There are also conditions in California that make it HIGHLY undesirable to be a homeowner. Earthquakes, taxes, boom and bust cycles, all of these pose risks to the investment. For example, the deductible on earthquake insurance has historically been 30% of the value of the home. That's a lot of dough.

Home ownership now is not the same as it was even 10 years ago. Additionally, homes require maintenance, one new roof will wipe out 5 years of appreciation in value. You buy a home to live in it forever, and even then, it may still be more expensive than renting. If you even suspect that you won't put down roots, don't buy. Unless you have shit-tons of cash to throw at the problem should you need to move. (We paid $35k to get out of our house last year.)

My recommendation is to rent a place there for awhile to see if you can hang. Personally, I find it charmless. I lived in Oakland in the eighties, so I can deal with dodgy, EPA was NEVER a place I'd consider.

I'd rather rent in a neighborhood that I enjoyed and that I felt safe in, than own in a place that was ugly and dangerous.
posted by Ruthless Bunny at 5:22 AM on July 26 [3 favorites]


So the funniest EPA story I know is from a guy that I worked with that lived there. He was probably in a similar situation as you: young tech guy who moved there because it was close to his job and cheap.

One day he comes home and his place was broken into and a bunch of electronics and computers were stolen. He was bummed out, but it wasn't like the end of the world for him (being a pretty well off tech guy).

But he wasn't a complete shut-in. He knew people around the block and hung out with one particular group of neighbors a fair bit, a couple of Tongan guys that lived next door. He had some pretty great stories of pig roasts they would do every now and then.

These Tongan dudes knew the neighborhood much better than my friend did. So he mentioned the break in to them. Much to his surprise, they told him not to worry, they'd take care of it (??).

The next day, some kid comes and knocks on his door and returns almost everything that was stolen. My friend thanked him and that was it. He has no idea what happened behind the scenes, but there was clearly some backchannel shit going on. He thought is was all pretty hilarious, if somewhat worrying.

This happened back in 2008 or so.

(On another occasion he saw a group of guys pull up in front of his house and unload AKs into the house across the street. That was less funny.)
posted by ryanrs at 6:08 AM on July 26 [17 favorites]


I guess what I'm saying is that as an outsider to the neighborhood, expect your house and car to get messed with. You'll get robbed eventually.

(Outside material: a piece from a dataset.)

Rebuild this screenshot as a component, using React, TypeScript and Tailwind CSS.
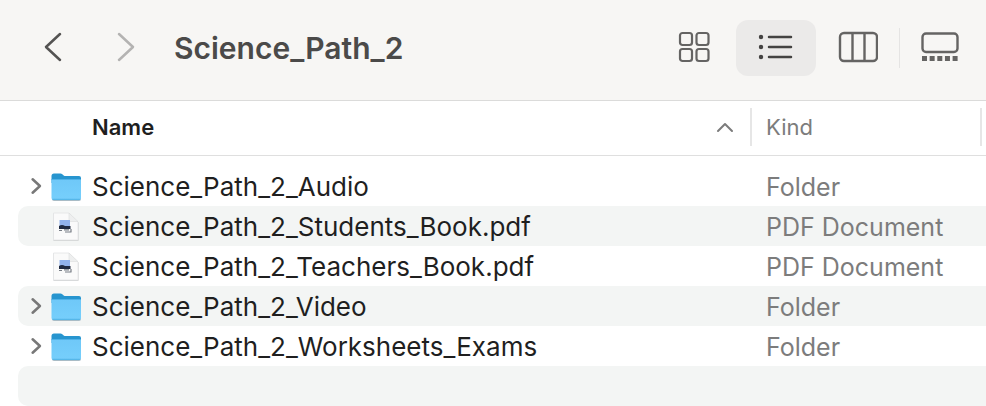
import { useState } from "react";
import type { ReactNode } from "react";

type Item = { name: string; kind: string };

const items: Item[] = [
  { name: "Science_Path_2_Audio", kind: "Folder" },
  { name: "Science_Path_2_Students_Book.pdf", kind: "PDF Document" },
  { name: "Science_Path_2_Teachers_Book.pdf", kind: "PDF Document" },
  { name: "Science_Path_2_Video", kind: "Folder" },
  { name: "Science_Path_2_Worksheets_Exams", kind: "Folder" },
];

function FolderIcon() {
  return (
    <svg width="30" height="28" viewBox="0 0 30 28" aria-hidden="true">
      <defs>
        <linearGradient id="folder" x1="0" y1="0" x2="0" y2="1">
          <stop offset="0" stopColor="#6fc8f8" />
          <stop offset="1" stopColor="#76cffc" />
        </linearGradient>
      </defs>
      <rect x="1" y="6" width="29" height="22" rx="2" fill="#a9bcc6" />
      <path d="M.5 3Q.5.5 3 .5h6.500q1 0 1.800.700l1.400 1.200q.800.600 1.800.600H28q2 0 2 2V10H.5z" fill="#2795cf" />
      <path d="M.5 6.500H30V25q0 2-2 2H2.500q-2 0-2-2z" fill="url(#folder)" />
      <path d="M.5 6.500H30" stroke="#4eb2e8" strokeWidth="1" />
      <path d="M1.500 26.300H29" stroke="#4fb1e4" strokeWidth="1" />
    </svg>
  );
}

function PdfIcon() {
  return (
    <svg width="30" height="30" viewBox="0 0 30 30" aria-hidden="true">
      <path d="M2.500 1.500H18L27.500 10.500V28.800H2.500z" fill="#c4c6c7" />
      <path d="M2.500 1H18L27 10V28H2.500z" fill="#fafafa" stroke="#e2e3e4" strokeWidth=".8" />
      <path d="M18 1v8.500h9z" fill="#eeefef" stroke="#dcddde" strokeWidth=".6" />
      <path d="M8.500 8H19v6.500H8.500z" fill="#91b2ec" />
      <path d="M8 14q3-2 6 0h5.500v3H8z" fill="#202a42" />
      <path d="M8 18.500h3M13 17.800h5M14 20h6.500M20 17v3" stroke="#777d85" strokeWidth="1.200" fill="none" />
    </svg>
  );
}

function Chevron({ d, size, width }: { d: string; size: string; width: number }) {
  return (
    <svg viewBox="0 0 20 32" className={size} fill="none" stroke="currentColor" strokeWidth={width} strokeLinecap="round" strokeLinejoin="round" aria-hidden="true">
      <path d={d} />
    </svg>
  );
}

const views: { id: string; icon: ReactNode }[] = [
  {
    id: "Icons",
    icon: (
      <svg width="32" height="32" viewBox="0 0 32 32" fill="none" stroke="currentColor" strokeWidth="2.200">
        <rect x="2" y="2" width="12" height="12" rx="2.500" />
        <rect x="18.500" y="2" width="12" height="12" rx="2.500" />
        <rect x="2" y="18" width="12" height="12" rx="2.500" />
        <rect x="18.500" y="18" width="12" height="12" rx="2.500" />
      </svg>
    ),
  },
  {
    id: "List",
    icon: (
      <svg width="36" height="28" viewBox="0 0 36 28" fill="none" stroke="#444342" strokeWidth="2.500" strokeLinecap="round">
        <path d="M11 4h22M11 14h22M11 24h22" />
        <path d="M3 4h.01M3 14h.01M3 24h.01" strokeWidth="4.400" />
      </svg>
    ),
  },
  {
    id: "Columns",
    icon: (
      <svg width="40" height="32" viewBox="0 0 40 32" fill="none" stroke="currentColor" strokeWidth="2.400">
        <rect x="2" y="2" width="37" height="28" rx="4" />
        <path d="M14.500 2v28M26.500 2v28" />
      </svg>
    ),
  },
  {
    id: "Gallery",
    icon: (
      <svg width="38" height="30" viewBox="0 0 38 30" fill="none" stroke="currentColor" strokeWidth="2.400">
        <rect x="1.500" y="1.500" width="35" height="18.500" rx="3.500" />
        <path d="M1 26.500h36" strokeWidth="5" strokeDasharray="5 2.650" />
      </svg>
    ),
  },
];

function Toolbar() {
  const [view, setView] = useState("List");

  return (
    <header className="flex h-[101px] items-start border-b border-[#dbdbda] bg-[#f7f6f4] pt-5 pr-1.5 pl-4">
      <button aria-label="Back" className="flex h-14 w-[73px] items-center justify-center pb-0.5 text-[#545352]">
        <Chevron d="M17 3 3 16l14 13" size="h-8 w-5" width={2.5} />
      </button>
      <button aria-label="Forward" disabled className="flex h-14 w-[73px] items-center justify-center pb-0.5 text-[#b4b3b2]">
        <Chevron d="m3 3 14 13L3 29" size="h-8 w-5" width={2.5} />
      </button>
      <h1 className="ml-3 text-[30px] leading-[56px] font-semibold text-[#4b4a49]">Science_Path_2</h1>
      <div className="ml-auto flex items-center">
        {views.map((v, i) => (
          <div key={v.id} className="flex items-center">
            {i > 0 && <span className={i === 3 ? "h-10 w-0.5 border-r border-[#e5e4e3]" : "w-0.5"} />}
            <button
              aria-label={v.id}
              aria-pressed={view === v.id}
              onClick={() => setView(v.id)}
              className={`flex h-14 w-20 items-center justify-center rounded-xl pb-0.5 text-[#656463] ${view === v.id ? "bg-[#ebeae9]" : ""}`}
            >
              {v.icon}
            </button>
          </div>
        ))}
      </div>
    </header>
  );
}

function Row({ item, striped }: { item?: Item; striped: boolean }) {
  const bg = striped ? "bg-[#f3f5f4]" : "";

  return (
    <tr>
      <td className="pl-[18px]">
        <div className={`flex h-10 items-center rounded-l-[10px] pt-0.5 pl-3 text-[26px] text-[#1f1f1f] ${bg}`}>
          {item && (
            <>
              <div className="mr-[9px] flex w-3 shrink-0">
                {item.kind === "Folder" && (
                  <button aria-label={`Expand ${item.name}`} className="pb-0.5 text-[#787878]">
                    <Chevron d="m4 4 13 12L4 28" size="h-[18px] w-3" width={4.500} />
                  </button>
                )}
              </div>
              {item.kind === "Folder" ? <FolderIcon /> : <PdfIcon />}
              <span className="ml-[11px]">{item.name}</span>
            </>
          )}
        </div>
      </td>
      <td className={`pt-0.5 pl-3.5 text-[25px] text-[#7c7c7c] ${bg}`}>{item?.kind}</td>
      <td className={bg}></td>
    </tr>
  );
}

export default function App() {
  return (
    <main className="min-h-screen bg-white font-['Inter',sans-serif]">
      <Toolbar />
      <table className="w-full table-fixed border-collapse text-left leading-9">
        <colgroup>
          <col />
          <col className="w-[230px]" />
          <col className="w-1" />
        </colgroup>
        <thead>
          <tr className="h-[54px] border-b border-[#dfdfdf] text-[22px]">
            <th className="pt-[7px] pl-[92px] align-top font-semibold text-[#1f1f1f]">
              <button className="flex h-[38px] w-full items-center justify-between border-r-2 border-[#e6e6e6] pr-4">
                Name
                <svg width="18" height="12" viewBox="0 0 18 12" fill="none" stroke="#7c7c7c" strokeWidth="2" strokeLinecap="round" strokeLinejoin="round" aria-hidden="true">
                  <path d="m2 10 7-7 7 7" />
                </svg>
              </button>
            </th>
            <th className="pt-[7px] align-top font-normal text-[#7c7c7c]">
              <button className="flex h-[38px] w-full items-center border-r-2 border-[#e6e6e6] pl-3.5">Kind</button>
            </th>
            <th></th>
          </tr>
        </thead>
        <tbody className="before:block before:h-2.5">
          {items.map((item, i) => (
            <Row key={item.name} item={item} striped={i % 2 === 1} />
          ))}
          <Row striped />
        </tbody>
      </table>
    </main>
  );
}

But the drive-bys and murders happen between people who clearly know each other and have history. Assuming you are careful who you live with and rent from, you'll probably not get murdered (at least not intentionally).
posted by ryanrs at 6:11 AM on July 26 [1 favorite]


Check out a crime map of the area, or more data. It has about three times more violent crime than the U.S. average, and about 3-10 times more crime than nearby cities. Definitely try renting before you buy, if you decide that you think you would be comfortable with that much crime. Have you considered something like Fremont, which might not be a terrible commute? Could you possibly buy a condo near your job rather than a house?
posted by three_red_balloons at 7:27 AM on July 26


I totally get the appeal of being able to buy something, and EPA is certainly more affordable than neighboring towns. The thing about buying, though, is this: will you want to stay there forever? The places that are cheaper also tend to be places where it is harder for sellers to find buyers. If you are okay with the idea of renting it out when you want to go live somewhere else, maybe that's not a huge factor. Is having a family possibly in the cards for you at some point in the next decade? The school system there is...not great. Also, as a young single dude, you'll probably finding yourself going elsewhere for night life things.

That being said, EPA is better than it was 20 years ago, when it had a crazy high murder rate.
posted by ambrosia at 10:44 AM on July 26


People have been wondering about gentrification of EPA since "gentrification" became a concept, and it hasn't happened. Why? Because gentrification is an urban phenomenon and EPA is a suburb -- it offers none of the short term consolations or incentives that gentrifiers get while they what for the long-term end game of quiet, crime-free streets. The model for transforming an "island of poverty" suburb into the next Atherton or Hillsborough has yet to be written, and the Bay Area is not the place where you'd expect the political will to accomplish such a model easily.
posted by MattD at 11:27 AM on July 26 [1 favorite]


Thanks for the feedback! At this point I think that renting and feeling safe is probably a better choice than buying in EPA and feeling paranoid (or even worse, being the victim of crime).